Make about a 7% return on the PV investment with an east facing roof and 4kWP. It'd be more if it faced S.

JonnoP - on 18 Apr 2014
In reply to Philip:

Domestic Hot Water does need as much thought as the heating side. There are plenty of air source heat pump installations out there providing sufficient DHW, whilst maintaining efficiency and heating performance.

With the RHI, combining solar thermal with air source is a very good idea. There are cylinders available with twin coils to benefit from solar and these can be 300l upwards.

An ASHP can produce water temperatures of 55 to 60 degrees for DHW, which is more than sufficient. (They would also have an immersion heater for pasteurisation).
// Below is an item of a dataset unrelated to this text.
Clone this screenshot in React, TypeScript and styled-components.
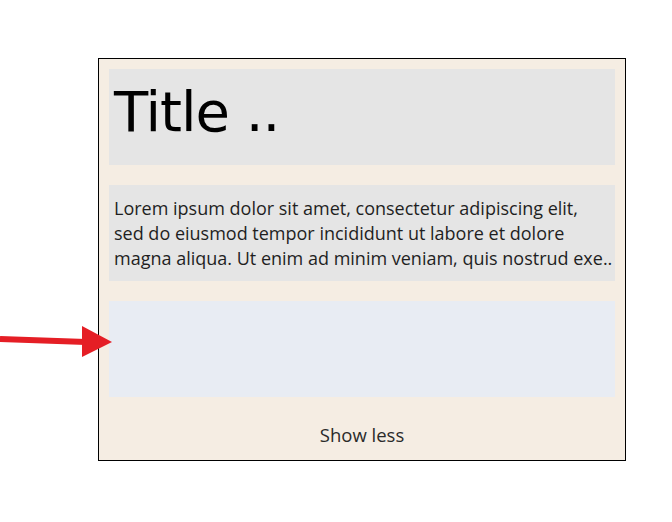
import React from 'react'
import styled, { createGlobalStyle } from 'styled-components'

const GlobalStyle = createGlobalStyle`
  body {
    margin: 0;
    background: #ffffff;
    font-family: 'Open Sans', 'Noto Sans', sans-serif;
  }
`

const Page = styled.div`
  position: relative;
  width: 672px;
  height: 522px;
  padding: 58px 0 0 98px;
  box-sizing: border-box;
`

const Card = styled.div`
  width: 528px;
  height: 403px;
  box-sizing: border-box;
  border: 1px solid #000000;
  background: #f5ede3;
  padding: 10px 10px 0 10px;
  display: flex;
  flex-direction: column;
  gap: 20px;
`

const Block = styled.div<{ tone: 'gray' | 'blue' }>`
  height: 96px;
  flex-shrink: 0;
  box-sizing: border-box;
  background: ${props => (props.tone === 'gray' ? '#e5e5e5' : '#e8ecf3')};
  overflow: hidden;
`

const Title = styled.h1`
  margin: 0;
  padding: 7px 5px 0;
  font-family: 'DejaVu Sans', sans-serif;
  font-weight: normal;
  font-size: 56px;
  line-height: 72px;
  letter-spacing: -1px;
  color: #000000;
`

const Paragraph = styled.p`
  margin: 0;
  padding: 11px 5px 0;
  font-size: 18px;
  line-height: 25px;
  color: #1f1f1f;
  white-space: nowrap;
`

const ShowLess = styled.button`
  align-self: center;
  margin-top: 5px;
  border: none;
  background: none;
  padding: 0;
  font-family: 'Open Sans', 'Noto Sans', sans-serif;
  font-size: 18.5px;
  color: #2a2a2a;
  cursor: pointer;
`

const Arrow = styled.svg`
  position: absolute;
  left: 0;
  top: 320px;
`

export default function App() {
  return (
    <Page>
      <GlobalStyle />
      <Card>
        <Block tone="gray">
          <Title>Title ..</Title>
        </Block>
        <Block tone="gray">
          <Paragraph>
            Lorem ipsum dolor sit amet, consectetur adipiscing elit,
            <br />
            sed do eiusmod tempor incididunt ut labore et dolore
            <br />
            magna aliqua. Ut enim ad minim veniam, quis nostrud exe..
          </Paragraph>
        </Block>
        <Block tone="blue" />
        <ShowLess>Show less</ShowLess>
      </Card>
      <Arrow width="120" height="45" viewBox="0 0 120 45">
        <line x1="0" y1="19" x2="86" y2="22" stroke="#e51e25" strokeWidth="6" />
        <polygon points="82,6 112,22 82,37" fill="#e51e25" />
      </Arrow>
    </Page>
  )
}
The key to good design is to minimise the amount of time it is doing DHW so that it runs at lower temperatures for heating, which is where it is most efficient.
Philip on 19 Apr 2014
I've not ruled out GSHP or biomass. Although the figures are high I'm working on the following. £7k oil would have cost, £500 year fuel saving for not oil, £1000 for at least 5 years from RHI. That makes £14-15k installation quite attractive.

It'll be cheaper if I can pay for a design and use local plumber to install rather than specialist company. The old airing cupboard would do for a large tank. Most GSHP seem to need a second unit, which I guess ASHP have in the outside unit.
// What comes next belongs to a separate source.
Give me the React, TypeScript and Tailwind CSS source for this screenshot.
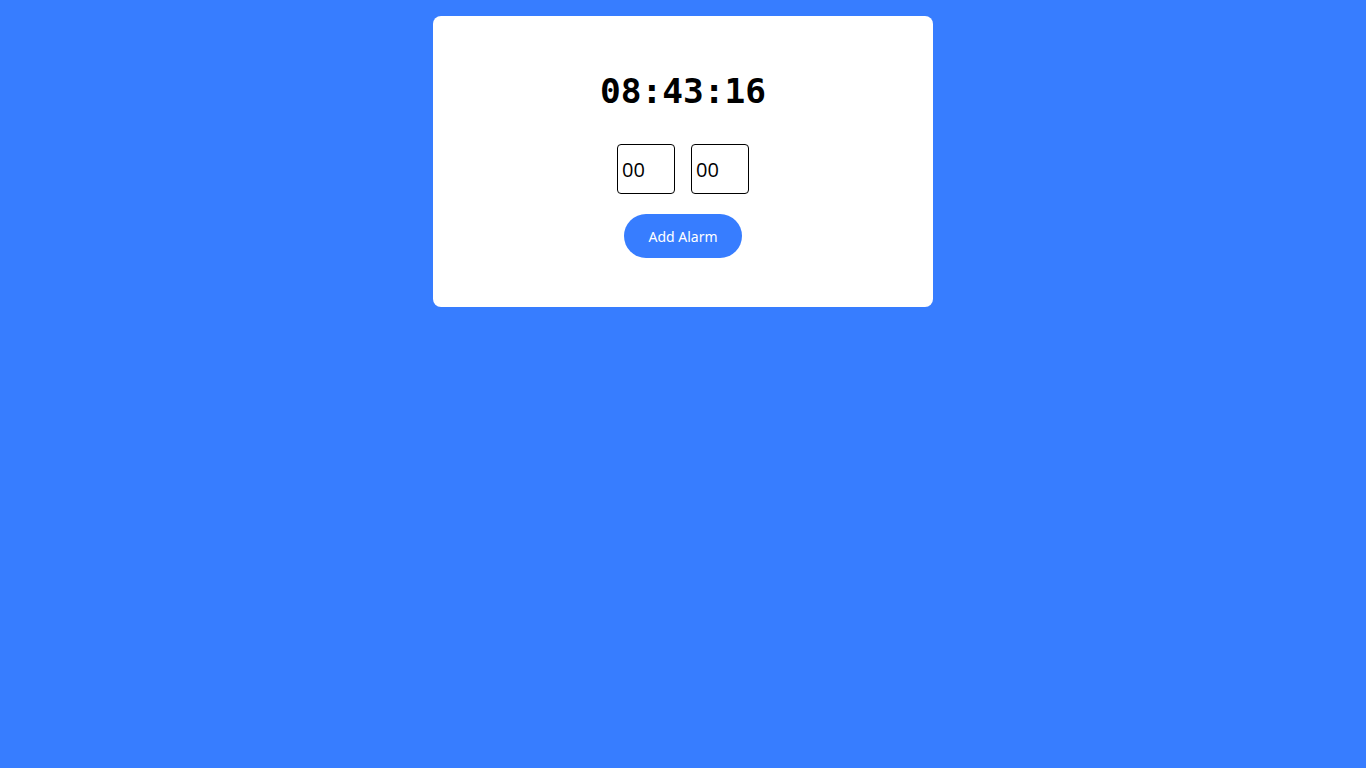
import React, { useState } from 'react';

const App = () => {
  const [hours, setHours] = useState('00');
  const [minutes, setMinutes] = useState('00');

  return (
    <div className="min-h-screen w-full bg-[#377dff] pt-4 font-['Inter',sans-serif]">
      <div className="mx-auto flex h-[291px] w-[500px] flex-col items-center rounded-lg bg-white pt-12">
        <div className="h-[54px] font-['DejaVu_Sans_Mono',monospace] text-[34.5px] font-bold leading-[54px] text-black">
          08:43:16
        </div>
        <div className="mt-[26px] flex gap-4">
          <input
            value={hours}
            onChange={(e) => setHours(e.target.value)}
            className="h-[50px] w-[58px] rounded border border-black px-1 font-['Open_Sans',sans-serif] text-[20px] text-black outline-none"
          />
          <input
            value={minutes}
            onChange={(e) => setMinutes(e.target.value)}
            className="h-[50px] w-[58px] rounded border border-black px-1 font-['Open_Sans',sans-serif] text-[20px] text-black outline-none"
          />
        </div>
        <button className="mt-5 h-[44px] w-[118px] rounded-full bg-[#377dff] font-['Noto_Sans',sans-serif] text-[14px] text-white">
          Add Alarm
        </button>
      </div>
    </div>
  );
};

export default App;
A system that also connects a log burner would be best and winter is when we use the most baths, and it's a great way of making hot water. Not sure if this will affect RHI payments. It would be good as I'd allowed further plumbing costs for this that would be lower if done all at once.
JonnoP - on 19 Apr 2014
In reply to Philip:

If you go with a multi-fuel option, all you need to do is meter the heat pump. Stand alone systems only go off the energy usage as detailed on the Energy Performance Certificate.
JJL - on 19 Apr 2014
In reply to Philip:

I think you have to have a registered installer to get the RHI.

Also be aware that if the goods are supplied and fitted, they'll attract VAT at 5%; if just fitted, it's 20% on the goods and 20% on the fitting.
Philip on 19 Apr 2014
In reply to JJL:

Good point about the VAT. I think I'll try and find one who'll do it all. It'll be easier if they're independent and can source the best of each kind than just tied to someone like Worcester. I'll have to be careful about incurring knock on costs too early. For example the DHW can't be taken advantage of until the bathrooms are converted from electric showers. Underfloor heating upstairs requires new floors, the log burner requires some building work and new floor to sitting room. All necessary, but with oil I could leave a lot of these.